One factor in Mamet's favor may be his friendship with Messina, Obama's longtime adviser. When the Hollywood Reporter first wrote about the news of Mamet's appointment in May, the magazine reported that Mamet had been "championed" by Messina for the role. The two were described as "incredibly close" by one fundraiser, who recalled Mamet driving Messina around Los Angeles on a visit during the campaign.
There is no immediate evidence that Messina, who now runs his own private consulting firm, played a larger-than-normal role in advocating for Mamet's appointment. Messina declined to comment on the matter.

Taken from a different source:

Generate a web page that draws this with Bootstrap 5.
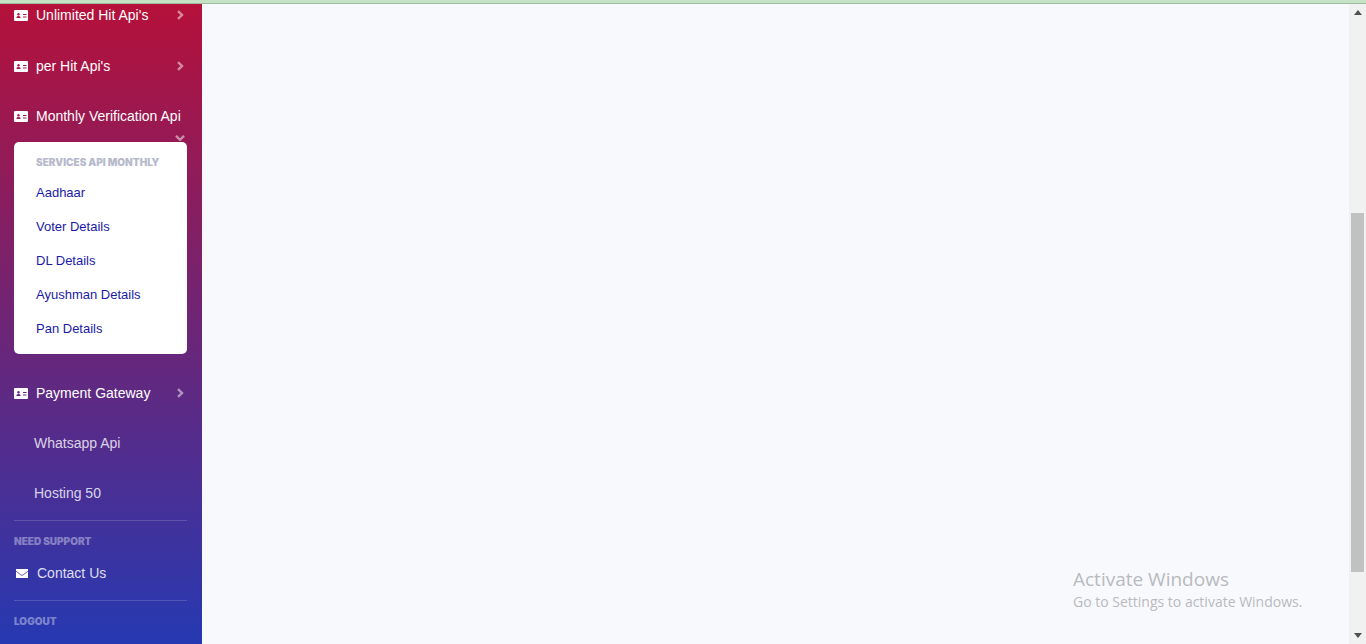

But Mamet's close ties to the current administration are part of what has made him successful in consulting. He has visited the White House for meetings, receptions, and parties nearly 30 times since 2009, visitor logs show. On at least four of those occasions, Mamet's clients — including Cloobeck, Snyder, and philanthropist Lynda Thomas — accompanied him to meetings with officials.
The Mamet & Associates website, according to a New York Times report, once emphasized that he and his partners "are not lobbyists."
"Noah straddles that line very carefully," said the prominent Democratic donor.
The hard look from donors and fundraisers at Mamet may also have more to do with competition and jealousy among peers than any question of qualifications. Many who were critical of Mamet also acknowledged the commitment he showed to Obama's reelection — a cause he worked at nonstop last year.
"He's a wonderful guy, and he works incredibly hard," the donor added. "He works in an environment where he's able to navigate the world of politics and business. But I also know that he sometimes tries to juggle a lot of balls in the air."
Mamet, who did not respond to requests for comment, is waiting to be confirmed. The Senate Foreign Relations Committee has not yet scheduled his hearing.